Now I happen to be a fan of Jeff King. Jeff grew up here in Northern California. I know him and like him alot. He is capable and kind. His wife is a skilled artist -- I have a number of her prints -- and he is the father of three wonderful daughters. He and his family project zest and they are as loyal to one another as a good pack of dogs. On Sunday, March 11, Jeff sailed into Unalakleet in first place and I shamelessly prayed in church that he would take his fifth championship. But when they interviewed him at the checkpoint, something had changed. "I very much want to win this," Jeff said. "But if I don't I hope Lance does, because it's a real magic story.
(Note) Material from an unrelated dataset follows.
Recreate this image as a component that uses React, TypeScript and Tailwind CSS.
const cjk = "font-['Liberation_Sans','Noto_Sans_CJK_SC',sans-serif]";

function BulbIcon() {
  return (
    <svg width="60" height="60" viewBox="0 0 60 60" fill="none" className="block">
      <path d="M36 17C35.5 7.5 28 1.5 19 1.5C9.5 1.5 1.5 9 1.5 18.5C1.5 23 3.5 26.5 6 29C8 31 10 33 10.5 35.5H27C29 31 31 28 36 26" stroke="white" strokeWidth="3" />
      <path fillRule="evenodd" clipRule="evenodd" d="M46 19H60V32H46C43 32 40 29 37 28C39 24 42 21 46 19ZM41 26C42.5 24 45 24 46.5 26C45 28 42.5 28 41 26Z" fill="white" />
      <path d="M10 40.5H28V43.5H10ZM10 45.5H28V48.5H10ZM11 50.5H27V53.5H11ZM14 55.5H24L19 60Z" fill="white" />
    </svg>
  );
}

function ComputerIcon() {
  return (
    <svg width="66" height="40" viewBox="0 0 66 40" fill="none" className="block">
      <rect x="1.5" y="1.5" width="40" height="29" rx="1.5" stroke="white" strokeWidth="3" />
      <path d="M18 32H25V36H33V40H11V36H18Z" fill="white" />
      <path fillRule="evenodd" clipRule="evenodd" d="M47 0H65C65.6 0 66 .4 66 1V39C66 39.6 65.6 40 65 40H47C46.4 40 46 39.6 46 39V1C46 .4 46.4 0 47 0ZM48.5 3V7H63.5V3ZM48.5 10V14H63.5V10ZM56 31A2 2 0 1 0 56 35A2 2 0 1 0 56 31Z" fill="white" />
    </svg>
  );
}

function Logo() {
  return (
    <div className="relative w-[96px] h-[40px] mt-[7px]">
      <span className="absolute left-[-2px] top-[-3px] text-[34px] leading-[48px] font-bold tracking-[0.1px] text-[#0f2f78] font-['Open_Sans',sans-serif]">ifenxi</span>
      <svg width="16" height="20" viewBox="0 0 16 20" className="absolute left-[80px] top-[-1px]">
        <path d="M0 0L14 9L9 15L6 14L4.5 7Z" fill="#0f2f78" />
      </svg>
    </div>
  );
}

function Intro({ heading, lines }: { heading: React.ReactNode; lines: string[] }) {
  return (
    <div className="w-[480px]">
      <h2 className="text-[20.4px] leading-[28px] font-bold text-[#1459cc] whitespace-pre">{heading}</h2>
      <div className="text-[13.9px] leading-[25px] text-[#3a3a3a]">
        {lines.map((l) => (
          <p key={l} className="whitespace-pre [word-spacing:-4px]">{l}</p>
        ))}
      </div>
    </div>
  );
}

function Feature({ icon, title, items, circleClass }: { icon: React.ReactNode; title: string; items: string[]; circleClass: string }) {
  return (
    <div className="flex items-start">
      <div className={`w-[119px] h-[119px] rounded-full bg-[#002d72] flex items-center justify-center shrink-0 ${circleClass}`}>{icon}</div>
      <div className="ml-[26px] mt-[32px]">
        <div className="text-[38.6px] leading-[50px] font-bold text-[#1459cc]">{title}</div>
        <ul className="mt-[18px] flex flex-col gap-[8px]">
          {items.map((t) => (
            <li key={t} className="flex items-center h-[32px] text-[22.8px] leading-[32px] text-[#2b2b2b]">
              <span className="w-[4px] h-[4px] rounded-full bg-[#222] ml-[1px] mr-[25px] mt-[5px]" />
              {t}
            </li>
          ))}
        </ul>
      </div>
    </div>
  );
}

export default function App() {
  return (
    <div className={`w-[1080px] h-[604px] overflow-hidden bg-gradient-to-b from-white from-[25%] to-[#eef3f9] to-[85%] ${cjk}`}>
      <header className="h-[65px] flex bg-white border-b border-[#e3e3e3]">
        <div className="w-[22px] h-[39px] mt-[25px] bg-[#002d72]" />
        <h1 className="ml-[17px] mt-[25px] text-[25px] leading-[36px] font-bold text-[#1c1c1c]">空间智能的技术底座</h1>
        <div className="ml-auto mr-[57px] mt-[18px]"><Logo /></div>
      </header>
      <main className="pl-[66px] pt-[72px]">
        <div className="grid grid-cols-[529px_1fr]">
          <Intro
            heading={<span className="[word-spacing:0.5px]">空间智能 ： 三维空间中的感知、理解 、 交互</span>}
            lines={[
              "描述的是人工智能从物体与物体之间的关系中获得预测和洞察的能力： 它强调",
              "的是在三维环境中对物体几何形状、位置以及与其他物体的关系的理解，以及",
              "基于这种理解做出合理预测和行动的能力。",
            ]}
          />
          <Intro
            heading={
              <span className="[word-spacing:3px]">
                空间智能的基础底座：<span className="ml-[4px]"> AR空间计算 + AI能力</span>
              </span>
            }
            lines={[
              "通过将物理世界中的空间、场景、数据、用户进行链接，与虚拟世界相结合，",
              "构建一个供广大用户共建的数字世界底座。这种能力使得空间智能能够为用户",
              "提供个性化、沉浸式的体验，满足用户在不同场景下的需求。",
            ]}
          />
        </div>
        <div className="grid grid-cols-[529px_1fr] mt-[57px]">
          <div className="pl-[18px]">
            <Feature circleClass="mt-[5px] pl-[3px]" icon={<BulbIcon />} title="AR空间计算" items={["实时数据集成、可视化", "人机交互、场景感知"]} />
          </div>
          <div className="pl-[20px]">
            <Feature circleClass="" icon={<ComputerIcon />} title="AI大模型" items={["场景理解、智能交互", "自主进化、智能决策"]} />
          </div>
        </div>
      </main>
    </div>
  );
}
And I think it would be dull as hell if one of us would win it four times, win it five times, as opposed to somebody who's not supposed to have won it who wants it that bad, who has a magical run. Ok, there's a fairy tale ending. It just doesn't involve me as much."
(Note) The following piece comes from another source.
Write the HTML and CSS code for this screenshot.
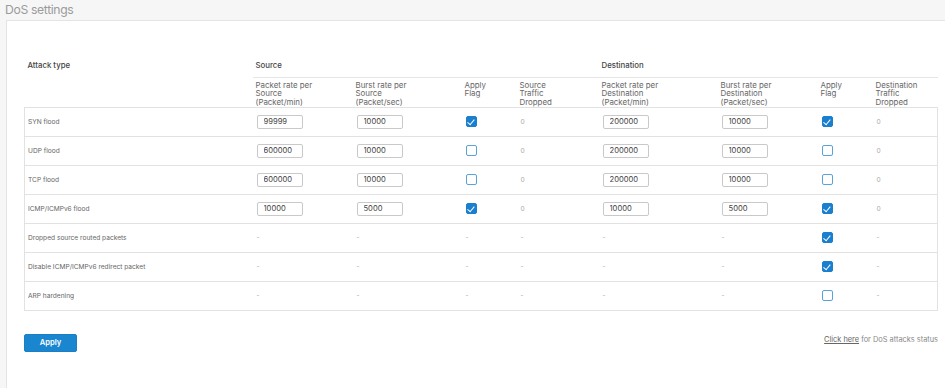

That as much was the key. Jeff had blessed his own run by blessing Lance. He may not have known what he gave away out there on the coast of the Bering Sea, but I've known saints. I know that kind of gift when I see it.
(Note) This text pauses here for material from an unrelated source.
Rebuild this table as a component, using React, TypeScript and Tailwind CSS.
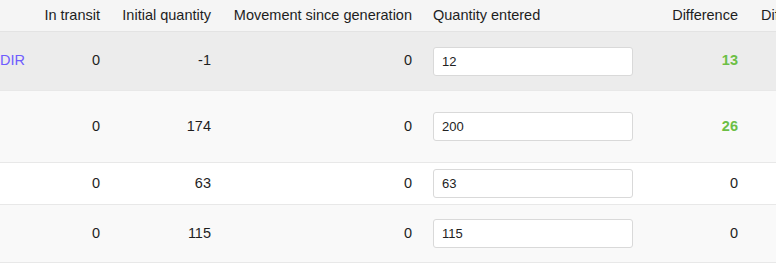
import React from "react";

const cols = "grid grid-cols-[30px_78px_111px_201px_220px_106px_120px] items-center";

type Row = {
  h: string;
  bg: string;
  link?: string;
  transit: string;
  initial: string;
  move: string;
  entered: string;
  diff: string;
  green?: boolean;
};

const rows: Row[] = [
  { h: "h-[59px]", bg: "bg-[#ececec]", link: "DIR", transit: "0", initial: "-1", move: "0", entered: "12", diff: "13", green: true },
  { h: "h-[72px]", bg: "bg-[#f9f9f9]", transit: "0", initial: "174", move: "0", entered: "200", diff: "26", green: true },
  { h: "h-[42px]", bg: "bg-white", transit: "0", initial: "63", move: "0", entered: "63", diff: "0" },
  { h: "h-[58px]", bg: "bg-[#f9f9f9]", transit: "0", initial: "115", move: "0", entered: "115", diff: "0" },
];

export default function App() {
  return (
    <div
      className="w-[776px] h-[263px] overflow-hidden bg-white text-[14.5px] text-[#1e1e1e]"
      style={{ fontFamily: '"Liberation Sans", Arial, sans-serif' }}
    >
      <div className="w-[866px]">
        <div className={`${cols} h-[32px] bg-[#f5f5f5] border-b border-[#e3e3e3]`}>
          <div />
          <div className="text-right pr-2">In transit</div>
          <div className="text-right pr-2 whitespace-nowrap">Initial quantity</div>
          <div className="text-right pr-2 whitespace-nowrap">Movement since generation</div>
          <div className="pl-[13px] whitespace-nowrap">Quantity entered</div>
          <div className="text-right pr-2">Difference</div>
          <div className="pl-[15px] whitespace-nowrap">Difference %</div>
        </div>
        {rows.map((r, i) => (
          <div key={i} className={`${cols} ${r.h} ${r.bg} border-b border-[#e8e8e8]`}>
            <div className="text-right pr-[9px] text-[#6f5cff] whitespace-nowrap overflow-hidden">{r.link ?? ""}</div>
            <div className="text-right pr-2">{r.transit}</div>
            <div className="text-right pr-2">{r.initial}</div>
            <div className="text-right pr-2">{r.move}</div>
            <div className="pl-[13px]">
              <input
                readOnly
                value={r.entered}
                className="block w-[200px] h-[29px] px-2 bg-white border border-[#d9d9d9] rounded-[3px] text-[13px] text-[#222] outline-none"
                style={{ fontFamily: '"Liberation Sans", Arial, sans-serif' }}
              />
            </div>
            <div className={`text-right pr-2 ${r.green ? "text-[#6cbf45] font-bold" : ""}`}>{r.diff}</div>
            <div />
          </div>
        ))}
      </div>
    </div>
  );
}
God remembered Jeff's blessing, and Lance Mackey's fairy tale ending came to pass. That's a picture of Lance and his lead dog "Larry." As Beth Bragg of the Anchorage Daily News wrote, "He's the Lance Armstrong of mushing, a cancer survivor who has endured as much as any athlete in headlines today." Lance triumphed over cancer and uncorked a bottle of champagne under the burled arch in Nome.
The other story takes a very different turn. A year ago December, at the age of 50, four time Iditarod champion Susan Butcher was diagnosed with Leukemia, just as, after a long absence from racing, she had started training again and wondered why she was so tired. She went into treatment and turned up without her hair at the Ruby checkpoint in 2006, signing autographs, cheering on her friends who were racing, and inspiring all of us who loved her and who had followed her career. Susan was the kind of women who made friends with everyone she met and had thousands of other friends, including me, whom she never did meet face to face. She was surrounded by prayer, hope and good wishes, when she checked into a Seattle hospital for a bone marrow transplant. She was a real candidate for survival: healthy and under 55. But Susan didn't make it. During the predawn hours of August 5th, she left us to ride with her team one last time to God's heavenly Nome. I felt her go and it felt like I had lost my sister.
As Lance was mushing to victory in Nome, another team was on a different journey. Setting out from Nenana, the place from which the original mushers set out with the serum in 1925, Susan's husband Dave Monson and their older daughter Tekla, drove the family dogs and Susan's ashes on a pilgrimage to Old Woman Cabin, a place between Kaltag and Unalakleet where the Interior begins to look toward the Bering Sea Coast, a place that Susan, who knew that coast better than any musher back in the '80's, had loved. They arrived in Kaltag right between Jeff King and Martin Buser.
Yesterday, they got to Nome. "Your mom's smiling down on you right now," someone said. Eleven year old Tekla said, "Yeah." The first one to hug them was Jeff King.